The formation state answers where the company was born. The operating state determines where it may need authority, accounts, and recurring filings. Those questions often overlap, but they are never identical.

1. Formation and foreign qualification solve different problems

Filing a formation document in Delaware means the entity is organized under Delaware law. If it conducts activity meeting another state’s standard for doing business, it may also need authority there as a foreign entity. In this context, “foreign” generally means formed in another state, not necessarily another country. A Delaware corporation can therefore be a foreign corporation in Florida.

Qualification commonly brings a registered agent, annual or periodic reports, and duties to update addresses and responsible persons. Tax registration follows a different analysis. Employees, payroll, inventory, sales, services, and other activity can trigger income, franchise, gross-receipts, sales-tax, or unemployment accounts. Failing to complete corporate qualification does not erase tax facts that have already occurred.

  • Formation: where the entity is legally organized
  • Qualification: where it is authorized to conduct business
  • Tax registration: which facts trigger a particular tax
  • Licensing: whether industry or local permission is also required

2. Why companies often maintain two states

Delaware’s corporate-law framework and familiarity in transactions make it a frequent choice for investors and counsel, but it does not displace the operating state. If the team, office, and management are in Florida, a Delaware corporation may maintain its Delaware formation record and Florida foreign qualification, with separate reports, registered agents, and applicable tax obligations in each jurisdiction.

Whether that two-state structure is worthwhile depends on financing, governance, investor expectations, future transactions, and total maintenance cost. An owner-managed company operating only in one state may reach a different conclusion from a group planning institutional investment or rapid expansion. The memorandum should state the actual commercial reason, not simply that “everyone uses Delaware.”

  • Inventory corporate registrations and reports by state
  • Separate one-time formation from recurring cost
  • Confirm each registered agent and notice recipient
  • Document the business reason for choosing Delaware

3. State tax footprints follow activity more than mailing addresses

A state-tax review starts with where employees work, inventory sits, installers or service providers operate, revenue is sourced, and property is owned or leased. Different states and different taxes apply different nexus and sourcing rules. The absence of a sales-tax registration duty in one state does not automatically mean there is no corporate-income-tax or payroll responsibility there.

Management should refresh the state matrix at least quarterly and trigger review before adding an employee, 3PL, office, trade show, installation project, or sales channel. Asking where the business operated for the first time during annual return preparation may be too late for registrations, estimated payments, or initial filing dates.

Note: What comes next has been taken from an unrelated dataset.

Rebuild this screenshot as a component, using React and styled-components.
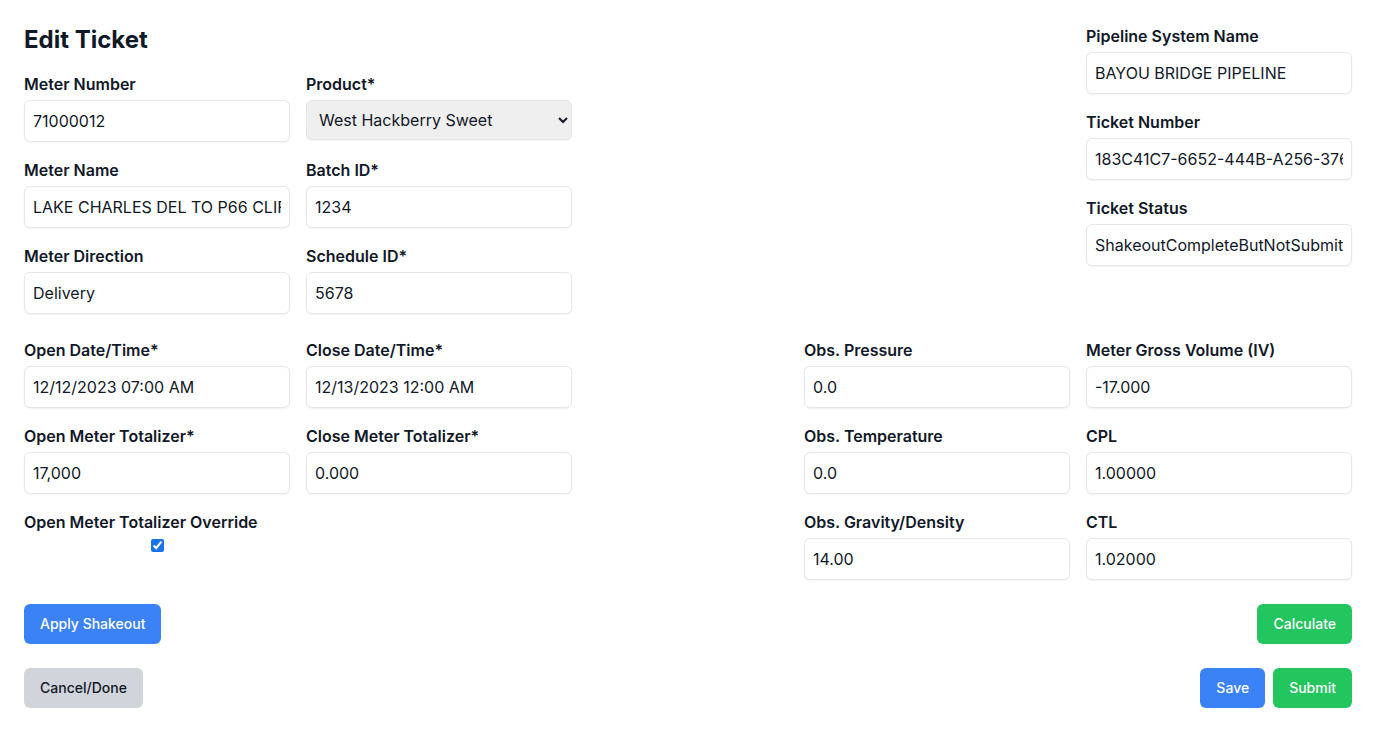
import React, { useState } from "react";
import styled, { createGlobalStyle } from "styled-components";

const GlobalStyle = createGlobalStyle`
  * {
    box-sizing: border-box;
  }
  body {
    margin: 0;
    background: #ffffff;
    color: #111827;
    font-family: Inter, "Noto Sans", sans-serif;
  }
`;

const Page = styled.main`
  padding: 24px;
  display: flex;
  flex-direction: column;
  gap: 24px;
`;

const Section = styled.div`
  display: flex;
  justify-content: space-between;
  align-items: flex-start;
`;

const Group = styled.div`
  display: flex;
  flex-direction: column;
`;

const Title = styled.h1`
  margin: 0 0 16px;
  font-size: 24px;
  line-height: 32px;
  font-weight: 700;
`;

const Grid = styled.div`
  display: grid;
  grid-template-columns: repeat(${(p) => p.$cols || 2}, 266px);
  column-gap: 16px;
  row-gap: 16px;
  align-items: start;
`;

const Field = styled.div`
  display: flex;
  flex-direction: column;
  gap: 4px;
  align-items: ${(p) => (p.$center ? "center" : "stretch")};
`;

const Label = styled.label`
  font-size: 16px;
  line-height: 24px;
  font-weight: 600;
  align-self: stretch;
`;

const Input = styled.input`
  width: 100%;
  height: 42px;
  padding: 8px;
  font-family: inherit;
  font-size: 16px;
  line-height: 24px;
  color: #111827;
  background: #fff;
  border: 1px solid #e5e7eb;
  border-radius: 6px;
  box-shadow: 0 1px 2px rgba(0, 0, 0, 0.05);
  outline: none;
`;

const Select = styled.select`
  width: 100%;
  height: 40px;
  padding: 0 6px 0 8px;
  font-family: inherit;
  font-size: 16px;
  color: #111827;
  background: #efefef;
  border: 1px solid #e5e7eb;
  border-radius: 6px;
  box-shadow: 0 1px 2px rgba(0, 0, 0, 0.05);
`;

const Check = styled.input`
  margin: 1px 0 0;
  width: 13px;
  height: 13px;
  accent-color: #1a73e8;
`;

const ButtonRow = styled.div`
  display: flex;
  justify-content: space-between;
  align-items: center;
`;

const ButtonGroup = styled.div`
  display: flex;
  gap: 8px;
`;

const colors = {
  blue: { bg: "#3b82f6", fg: "#ffffff" },
  green: { bg: "#22c55e", fg: "#ffffff" },
  gray: { bg: "#d1d5db", fg: "#111827" },
};

const Button = styled.button`
  height: 40px;
  padding: 0 16px;
  font-family: inherit;
  font-size: 14px;
  font-weight: 500;
  line-height: 20px;
  border: none;
  border-radius: 6px;
  cursor: pointer;
  background: ${(p) => colors[p.$variant].bg};
  color: ${(p) => colors[p.$variant].fg};
`;

const TextField = ({ label, value }) => (
  <Field>
    <Label>{label}</Label>
    <Input type="text" defaultValue={value} />
  </Field>
);

const App = () => {
  const [override, setOverride] = useState(true);

  return (
    <>
      <GlobalStyle />
      <Page>
        <Section>
          <Group>
            <Title>Edit Ticket</Title>
            <Grid>
              <TextField label="Meter Number" value="71000012" />
              <Field>
                <Label>Product*</Label>
                <Select defaultValue="whs">
                  <option value="whs">West Hackberry Sweet</option>
                  <option value="whh">West Hackberry Heavy</option>
                </Select>
              </Field>
              <TextField
                label="Meter Name"
                value="LAKE CHARLES DEL TO P66 CLIFTON RIDGE"
              />
              <TextField label="Batch ID*" value="1234" />
              <TextField label="Meter Direction" value="Delivery" />
              <TextField label="Schedule ID*" value="5678" />
            </Grid>
          </Group>
          <Grid $cols={1}>
            <TextField label="Pipeline System Name" value="BAYOU BRIDGE PIPELINE" />
            <TextField
              label="Ticket Number"
              value="183C41C7-6652-444B-A256-3760E1F2B9A1"
            />
            <TextField label="Ticket Status" value="ShakeoutCompleteButNotSubmitted" />
          </Grid>
        </Section>

        <Section>
          <Grid>
            <TextField label="Open Date/Time*" value="12/12/2023 07:00 AM" />
            <TextField label="Close Date/Time*" value="12/13/2023 12:00 AM" />
            <TextField label="Open Meter Totalizer*" value="17,000" />
            <TextField label="Close Meter Totalizer*" value="0.000" />
            <Field $center>
              <Label>Open Meter Totalizer Override</Label>
              <Check
                type="checkbox"
                checked={override}
                onChange={(e) => setOverride(e.target.checked)}
              />
            </Field>
          </Grid>
          <Grid>
            <TextField label="Obs. Pressure" value="0.0" />
            <TextField label="Meter Gross Volume (IV)" value="-17.000" />
            <TextField label="Obs. Temperature" value="0.0" />
            <TextField label="CPL" value="1.00000" />
            <TextField label="Obs. Gravity/Density" value="14.00" />
            <TextField label="CTL" value="1.02000" />
          </Grid>
        </Section>

        <ButtonRow>
          <Button $variant="blue">Apply Shakeout</Button>
          <Button $variant="green">Calculate</Button>
        </ButtonRow>

        <ButtonRow>
          <Button $variant="gray">Cancel/Done</Button>
          <ButtonGroup>
            <Button $variant="blue">Save</Button>
            <Button $variant="green">Submit</Button>
          </ButtonGroup>
        </ButtonRow>
      </Page>
    </>
  );
};

export default App;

4. Model total cost, not only the formation fee

The model should include formation, foreign qualification, registered agents, annual reports, franchise or similar charges, tax returns, banking and legal maintenance, and withdrawal on exit. Because official amounts can change, link the decision workpaper to current state sources and record the verification date rather than copying a threshold into a PDF that will remain unchanged for years.

Management time also matters. When notices go separately to an agent, counsel, an old address, and an employee’s personal inbox, the risk of a missed deadline increases. One owner should maintain legal names, state account numbers, credentials, filing frequencies, payment methods, due dates, and evidence in company-controlled systems.

  • Registration and agent charges
  • Annual reports, franchise obligations, and returns
  • Multistate accounting and adviser time
  • Withdrawal and account-closing cost

5. Keep the structure aligned through an annual health check

At least annually, reconcile secretary-of-state records, tax-agency records, federal returns, and the internal entity chart. Legal name, address, officers or managers, FEIN, and status should agree. If a state shows the entity as delinquent or inactive, determine which report or payment is missing before remediation; forming a replacement entity does not resolve the old entity’s history.

Expansion works best through one cross-functional state-opening process. Operations identifies the activity and start date, then assigns qualification, tax registration, licensing, system configuration, and the first return. This avoids both premature registrations that create unnecessary zero returns and late registrations after the business has already begun.